To fix the error, correct the invalid configuration and restart the agent. For reference, refer to the Configuring the agent guide.

Agent is running, but data is not ingested

Is the agent sending logs to Cloud Logging?

Check the local metrics

These steps require you to SSH into the VM.

  • Is the logging module running? Check the local uptime metrics to ensure that the logging module is running. For example:

    $ curl -s localhost:2020/api/v1/uptime | jq | grep uptime_sec
      "uptime_sec": 4132,
    
  • Is the logging module reading the logs? Check the local input metrics to ensure logs are coming into the input.

    If logs are not coming into the input, then the log sources may not be generating logs. Check the log sources to ensure they are generating logs. Also ensure the file path is correct and not excluded by accident.

    $ curl -s localhost:2020/api/v1/metrics | jq
    {
      "input": {
        "tail.0": {
          "records": 210,
          "bytes": 17134,
          "files_opened": 1,
          "files_closed": 0,
          "files_rotated": 0
        },
        "tail.1": {
          "records": 1016,
          "bytes": 102460,
          "files_opened": 1,
          "files_closed": 0,
          "files_rotated": 0
        },
        "tail.2": {
          "records": 1918,
          "bytes": 245475,
          "files_opened": 2,
          "files_closed": 0,
          "files_rotated": 0
        },
        "storage_backlog.3": {
          "records": 0,
          "bytes": 0
        }
      },
      "filter": ...
      "output": ...
    }
    
  • Is the logging module sending logs to Cloud Logging? Check the local output metrics and look for google or stackdriver. For example:

    $ curl -s localhost:2020/api/v1/metrics | jq
    {
      "input": ...
      "filter": ...
      "output": {
        "stackdriver.0": {
          "proc_records": 1918,
          "proc_bytes": 245475,
          "errors": 0,
          "retries": 0,
          "retries_failed": 0
        }
      }
    }
    

Check the logging module log

This step requires you to SSH into the VM.

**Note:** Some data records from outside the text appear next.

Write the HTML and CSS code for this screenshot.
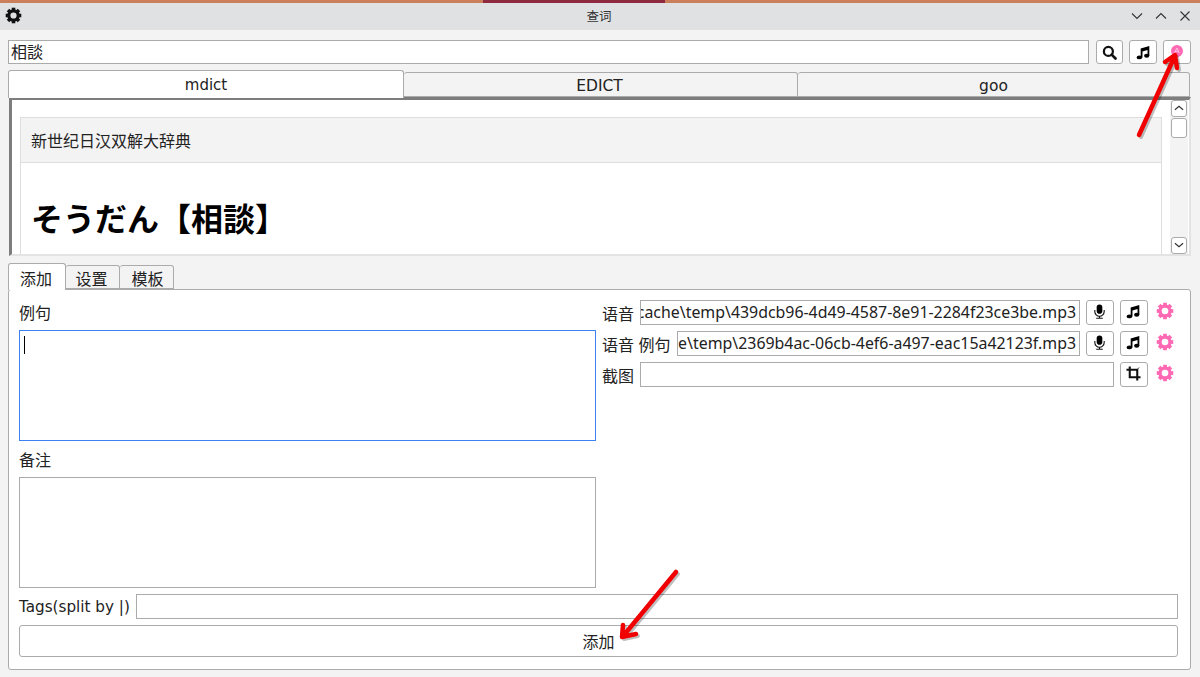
FILE: index.html
```html
<!DOCTYPE html>
<html>
<head>
    <meta charset="utf-8" />
    <title>查词</title>
    <link rel="stylesheet" href="styles.css">
</head>
<body>
    <svg class="defs" width="0" height="0">
        <symbol id="gear" viewBox="0 0 24 24">
            <circle cx="12" cy="12" r="6.6" fill="none" stroke="currentColor" stroke-width="4.4"/>
            <g fill="currentColor">
                <rect x="9.5" y="1" width="5" height="5"/>
                <rect x="9.5" y="1" width="5" height="5" transform="rotate(45 12 12)"/>
                <rect x="9.5" y="1" width="5" height="5" transform="rotate(90 12 12)"/>
                <rect x="9.5" y="1" width="5" height="5" transform="rotate(135 12 12)"/>
                <rect x="9.5" y="1" width="5" height="5" transform="rotate(180 12 12)"/>
                <rect x="9.5" y="1" width="5" height="5" transform="rotate(225 12 12)"/>
                <rect x="9.5" y="1" width="5" height="5" transform="rotate(270 12 12)"/>
                <rect x="9.5" y="1" width="5" height="5" transform="rotate(315 12 12)"/>
            </g>
        </symbol>
        <symbol id="music" viewBox="0 0 16 16">
            <path d="M5 3.6 14.2 1v10.6h-1.9V5.2L6.9 6.8v6.6H5z"/>
            <ellipse cx="3.6" cy="13.2" rx="2.9" ry="2.1"/>
            <ellipse cx="11.4" cy="11.4" rx="2.8" ry="2.1"/>
        </symbol>
        <symbol id="mic" viewBox="0 0 16 16">
            <rect x="5" y="0.5" width="6" height="10" rx="3"/>
            <path d="M3 6.5v1.5a5 5 0 0 0 10 0V6.5M8 13v2M4.5 15.2h7" fill="none" stroke="currentColor" stroke-width="1.2"/>
        </symbol>
    </svg>

    <div class="strip"><div class="strip-dark"></div></div>

    <header class="titlebar">
        <svg class="title-gear"><use href="#gear"/></svg>
        <span class="title-text">查词</span>
        <div class="win-btns">
            <svg class="win-btn" viewBox="0 0 12 12"><path d="M1 3.5 6 8.5 11 3.5"/></svg>
            <svg class="win-btn" viewBox="0 0 12 12"><path d="M1 8.5 6 3.5 11 8.5"/></svg>
            <svg class="win-btn" viewBox="0 0 12 12"><path d="M1.5 1.5 10.5 10.5M10.5 1.5 1.5 10.5"/></svg>
        </div>
    </header>

    <div class="search-row">
        <div class="field search-field">相談</div>
        <button class="icon-btn search-btn">
            <svg class="icon" viewBox="0 0 16 16"><circle cx="6.8" cy="6.8" r="4.8" fill="none" stroke="currentColor" stroke-width="2.4"/><path d="M10.3 10.3 14.4 14.4" stroke="currentColor" stroke-width="2.8" stroke-linecap="round"/></svg>
        </button>
        <button class="icon-btn"><svg class="icon"><use href="#music"/></svg></button>
        <button class="icon-btn"><span class="pink-dot">A</span></button>
    </div>

    <div class="dict-tabs">
        <div class="dict-tab active">mdict</div>
        <div class="dict-tab">EDICT</div>
        <div class="dict-tab">goo</div>
    </div>

    <div class="webview">
        <div class="page">
            <div class="dict-card">
                <div class="dict-name">新世纪日汉双解大辞典</div>
                <h1 class="headword">そうだん【相談】</h1>
            </div>
        </div>
        <div class="scrollbar">
            <div class="sb-btn"><svg viewBox="0 0 12 12"><path d="M2.5 7.5 6 4.5 9.5 7.5"/></svg></div>
            <div class="sb-thumb"></div>
            <div class="sb-track"></div>
            <div class="sb-btn"><svg viewBox="0 0 12 12"><path d="M2.5 4.5 6 7.5 9.5 4.5"/></svg></div>
        </div>
    </div>

    <div class="panel-tabs">
        <div class="panel-tab active">添加</div>
        <div class="panel-tab">设置</div>
        <div class="panel-tab">模板</div>
    </div>

    <div class="panel">
        <div class="columns">
            <div class="col-left">
                <div class="label">例句</div>
                <div class="textbox focused"><span class="caret"></span></div>
                <div class="label label-second">备注</div>
                <div class="textbox"></div>
            </div>
            <div class="col-right">
                <div class="media-row">
                    <span class="media-label">语音</span>
                    <div class="field path-field">cache\temp\439dcb96-4d49-4587-8e91-2284f23ce3be.mp3</div>
                    <button class="icon-btn small"><svg class="icon"><use href="#mic"/></svg></button>
                    <button class="icon-btn small"><svg class="icon"><use href="#music"/></svg></button>
                    <svg class="pink-gear"><use href="#gear"/></svg>
                </div>
                <div class="media-row">
                    <span class="media-label">语音 例句</span>
                    <div class="field path-field">e\temp\2369b4ac-06cb-4ef6-a497-eac15a42123f.mp3</div>
                    <button class="icon-btn small"><svg class="icon"><use href="#mic"/></svg></button>
                    <button class="icon-btn small"><svg class="icon"><use href="#music"/></svg></button>
                    <svg class="pink-gear"><use href="#gear"/></svg>
                </div>
                <div class="media-row">
                    <span class="media-label">截图</span>
                    <div class="field path-field"></div>
                    <button class="icon-btn small">
                        <svg class="icon" viewBox="0 0 16 16"><path d="M4 0.5V12H15.5M0.5 4H12V15.5" fill="none" stroke="currentColor" stroke-width="2.2"/><path d="M11 5 14 1.5" stroke="currentColor" stroke-width="0.8"/></svg>
                    </button>
                    <svg class="pink-gear"><use href="#gear"/></svg>
                </div>
            </div>
        </div>
        <div class="tags-row">
            <span class="tags-label">Tags(split by |)</span>
            <div class="field tags-field"></div>
        </div>
        <button class="add-btn">添加</button>
    </div>

    <svg class="arrows" viewBox="0 0 1200 677">
        <g class="arrow-shadow" transform="translate(2 2)">
            <path d="M1139 135 1173 60M1165 62 1175 55 1177 68"/>
            <path d="M676 572 624 635M623 625 622 637 636 634"/>
        </g>
        <g class="arrow">
            <path d="M1139 135 1173 60M1165 62 1175 55 1177 68"/>
            <path d="M676 572 624 635M623 625 622 637 636 634"/>
        </g>
    </svg>
</body>
</html>
```

FILE: styles.css
```css
* {
    box-sizing: border-box;
}

html, body {
    margin: 0;
    height: 677px;
    overflow: hidden;
}

body {
    position: relative;
    background-color: #F3F3F3;
    color: #222222;
    font-family: "DejaVu Sans", "Noto Sans CJK SC", sans-serif;
    font-size: 15px;
}

.defs {
    position: absolute;
}

.strip {
    height: 3px;
    background-color: #CB7F5B;
    padding-left: 483px;
}

.strip-dark {
    width: 182px;
    height: 3px;
    background-color: #8E2B3E;
}

.titlebar {
    position: relative;
    height: 27px;
    background-color: #DFE1E3;
    display: flex;
    align-items: center;
    justify-content: center;
    padding: 0 2px 2px 0;
}

.title-gear {
    position: absolute;
    left: 5px;
    top: 4px;
    width: 17px;
    height: 17px;
    color: #111111;
}

.title-text {
    color: #333333;
    font-size: 12.5px;
}

.win-btns {
    position: absolute;
    right: 9px;
    top: 7px;
    display: flex;
    gap: 12px;
}

.win-btn {
    width: 12px;
    height: 12px;
    fill: none;
    stroke: #333333;
    stroke-width: 1.1;
}

.search-row {
    display: flex;
    gap: 6px;
    padding: 10px 9px 0 8px;
    height: 34px;
}

.search-row .icon-btn {
    height: 24px;
}

.search-row .search-btn {
    width: 27px;
    margin-left: 1px;
}

.field {
    background-color: #FFFFFF;
    border: 1px solid #ABABAB;
    font-family: "Noto Sans", "Noto Sans CJK JP", sans-serif;
}

.search-field {
    flex: 1;
    padding-left: 2px;
    font-size: 16px;
    line-height: 22px;
}

.icon-btn {
    width: 28px;
    padding: 0;
    background-color: #FFFFFF;
    border: 1px solid #ABABAB;
    border-radius: 3px;
    display: flex;
    align-items: center;
    justify-content: center;
    color: #111111;
}

.icon {
    width: 15px;
    height: 15px;
}

.pink-dot {
    width: 12px;
    height: 12px;
    margin-top: -2px;
    border-radius: 50%;
    background-color: #FF69B4;
    color: #FFD0E8;
    font-size: 8px;
    line-height: 12px;
    text-align: center;
}

.dict-tabs {
    display: flex;
    margin: 6px 10px 0 8px;
    height: 27px;
}

.dict-tab {
    flex: 1;
    height: 25px;
    margin-top: 2px;
    padding-right: 2px;
    border: 1px solid #ABABAB;
    border-left-width: 0;
    border-radius: 3px 3px 0 0;
    text-align: center;
    line-height: 26px;
    font-size: 15.5px;
}

.dict-tab:last-child {
    padding-right: 0;
}

.dict-tab.active {
    flex: 0 0 396px;
    height: 28px;
    margin-top: 0;
    padding-right: 0;
    background-color: #FFFFFF;
    border-left-width: 1px;
    border-bottom: 0;
    font-size: 15px;
    line-height: 28px;
    position: relative;
    z-index: 1;
}

.webview {
    margin: 0 9px 0 9px;
    height: 159px;
    display: flex;
    background-color: #FFFFFF;
    border-top: 3px solid #7D7D7D;
    border-left: 3px solid #7D7D7D;
    border-bottom: 2px solid #E3E3E3;
    border-right: 2px solid #E3E3E3;
    overflow: hidden;
}

.page {
    flex: 1;
    padding: 17px 8px 0 8px;
    overflow: hidden;
}

.dict-card {
    border: 1px solid #DEDEDE;
    height: 160px;
}

.dict-name {
    height: 45px;
    background-color: #F3F3F3;
    border-bottom: 1px solid #DEDEDE;
    padding-left: 10px;
    font-family: "Noto Sans CJK SC", sans-serif;
    font-size: 16px;
    line-height: 45px;
    color: #222222;
}

.headword {
    margin: 34px 0 0 10px;
    font-family: "Liberation Sans", "Noto Sans CJK JP", sans-serif;
    font-size: 32px;
    line-height: 46px;
    font-weight: bold;
    color: #000000;
}

.scrollbar {
    width: 18px;
    margin-right: 1px;
    display: flex;
    flex-direction: column;
    background-color: #F3F3F3;
}

.sb-btn {
    height: 17px;
    background-color: #FFFFFF;
    border: 1px solid #ABABAB;
    border-radius: 3px;
    margin: 0 1px;
}

.sb-btn svg {
    display: block;
    width: 14px;
    height: 14px;
    fill: none;
    stroke: #333333;
    stroke-width: 1;
}

.sb-thumb {
    height: 20px;
    margin: 1px 1px 0;
    background-color: #FFFFFF;
    border: 1px solid #ABABAB;
    border-radius: 3px;
}

.sb-track {
    flex: 1;
}

.panel-tabs {
    display: flex;
    margin: 6px 0 0 8px;
    height: 27px;
    align-items: flex-end;
}

.panel-tab {
    height: 24px;
    width: 54px;
    padding-right: 2px;
    border: 1px solid #ABABAB;
    border-left-width: 0;
    border-radius: 3px 3px 0 0;
    text-align: center;
    font-family: "Noto Sans CJK SC", sans-serif;
    font-size: 16px;
    line-height: 25px;
}

.panel-tab:last-child {
    padding: 0 0 0 2px;
}

.panel-tab.active {
    height: 27px;
    width: 58px;
    margin-bottom: -1px;
    background-color: #FFFFFF;
    border-left-width: 1px;
    border-bottom: 0;
    line-height: 28px;
    position: relative;
    z-index: 1;
}

.panel {
    margin: 0 9px 0 8px;
    height: 381px;
    background-color: #FFFFFF;
    border: 1px solid #ABABAB;
    border-radius: 3px;
    padding: 0 12px 0 10px;
    font-family: "Noto Sans CJK SC", sans-serif;
    font-size: 16px;
}

.columns {
    display: flex;
    gap: 6px;
    height: 304px;
}

.col-left {
    flex: 0 0 577px;
}

.col-right {
    flex: 1;
    min-width: 0;
    padding-top: 10px;
    display: flex;
    flex-direction: column;
    gap: 6px;
}

.label {
    height: 40px;
    padding-top: 9px;
    line-height: 26px;
}

.label-second {
    height: 36px;
    padding-top: 5px;
}

.textbox {
    height: 111px;
    border: 1px solid #ABABAB;
    background-color: #FFFFFF;
    padding: 5px 4px;
}

.textbox.focused {
    border-color: #3B82F0;
}

.caret {
    display: block;
    width: 1px;
    height: 18px;
    background-color: #000000;
}

.media-row {
    display: flex;
    align-items: center;
    gap: 6px;
    height: 25px;
}

.media-label {
    white-space: nowrap;
    word-spacing: 1px;
}

.path-field {
    flex: 1;
    min-width: 0;
    height: 25px;
    overflow: hidden;
    display: flex;
    justify-content: flex-end;
    padding-right: 3px;
    font-size: 15.9px;
    line-height: 23px;
    white-space: nowrap;
}

.icon-btn.small {
    height: 25px;
    width: 28px;
}

.icon-btn.small .icon {
    margin: -2px 1px 0 0;
}

.pink-gear {
    width: 18px;
    height: 18px;
    margin: 0 4px 3px 2px;
    color: #FF69B4;
}

.tags-row {
    display: flex;
    align-items: center;
    gap: 6px;
    height: 25px;
}

.tags-label {
    font-family: "DejaVu Sans", sans-serif;
    font-size: 15.2px;
}

.tags-field {
    flex: 1;
    height: 25px;
}

.add-btn {
    display: block;
    width: 100%;
    height: 32px;
    margin-top: 6px;
    background-color: #FFFFFF;
    border: 1px solid #ABABAB;
    border-radius: 3px;
    font-family: "Noto Sans CJK SC", sans-serif;
    font-size: 16px;
    color: #222222;
}

.arrows {
    position: absolute;
    left: 0;
    top: 0;
    width: 1200px;
    height: 677px;
    pointer-events: none;
    fill: none;
    stroke-linecap: round;
    stroke-linejoin: round;
}

.arrow {
    stroke: #F00000;
    stroke-width: 4.5;
}

.arrow-shadow {
    stroke: #000000;
    stroke-width: 4;
    opacity: 0.25;
}
```
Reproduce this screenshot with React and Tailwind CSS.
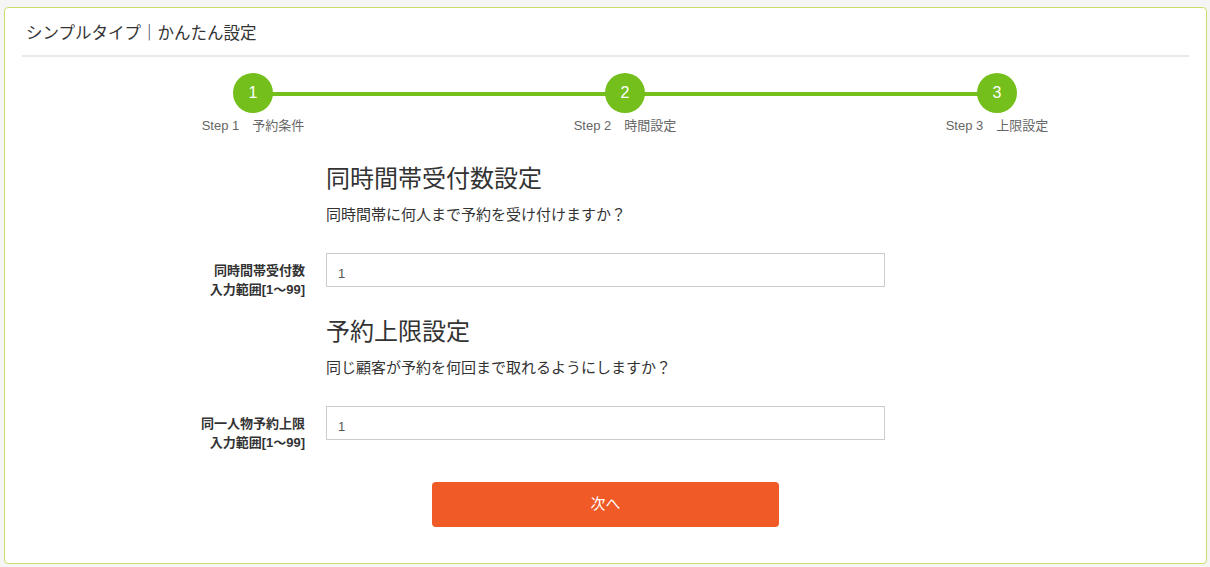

You can find the logging module logs at /var/log/google-cloud-ops-agent/subagents/*.log. If there are no logs, this indicates that the agent service is not running properly. Go to the Agent is installed but not running section first to fix that condition.

  • You might see 403 permission errors when writing to the Logging API. For example:

    [2020/10/13 18:55:09] [ warn] [output:stackdriver:stackdriver.0] error
    {
      "error": {
        "code": 403,
        "message": "Cloud Logging API has not been used in project 147627806769 before or it is disabled. Enable it by visiting https://console.developers.google.com/apis/api/logging.googleapis.com/overview?project=147627806769 then retry. If you enabled this API recently, wait a few minutes for the action to propagate to our systems and retry.",
        "status": "PERMISSION_DENIED",
        "details": [
          {
            "@type": "type.googleapis.com/google.rpc.Help",
            "links": [
              {
                "description": "Google developers console API activation",
                "url": "https://console.developers.google.com/apis/api/logging.googleapis.com/overview?project=147627806769"
              }
            ]
          }
        ]
      }
    }
    

    To fix this error, enable the Logging API and set the Logs Writer role.

  • You might see a quota issue for the Logging API. For example:

    error="8:Insufficient tokens for quota 'logging.googleapis.com/write_requests' and limit 'WriteRequestsPerMinutePerProject' of service 'logging.googleapis.com' for consumer 'project_number:648320274015'." error_code="8"
    

To fix this error, raise the quota or reduce the log throughput.

Is the agent sending metrics to Cloud Monitoring?

Check the metrics module log

This step requires you to SSH into the VM.

You can find the metrics module logs at /var/log/google-cloud-ops-agent/subagents/*.log. If there are no logs, this indicates that the agent service is not running properly. Go to the Agent is installed but not running section first to fix that condition.

  • You might see 403 permission errors when writing to the Monitoring API. This error occurs if the permission for the Ops Agent are not properly configured. For example:

    write_gcm: Unsuccessful HTTP request 403: {#012  "error": {#012    "code": 403,#012    "message": "Permission denied (or the resource may not exist).",#012    "status": "PERMISSION_DENIED",#012    "details": [#012      {#012        "@type": "type.googleapis.com/google.rpc.DebugInfo",#012        "detail": "Permission monitoring.timeSeries.create denied (or the resource may not exist)."#012      }#012    ]#012  }#012}}

    To fix this error, set the Monitoring Metric Writer role.

  • You might see a quota issue for the Monitoring API. For example:

    write_gcm: Unsuccessful HTTP request 429: {
    write_gcm: Error -2 from wg_curl_get_or_post
    write_gcm: wg_transmit_unique_segment failed.
    write_gcm: wg_transmit_unique_segments failed. Flushing.
    

    To fix this error, raise the quota or reduce the metrics throughput.

For other known issues with the Cloud Monitoring agent, refer to the Cloud Monitoring agent Troubleshooting guide.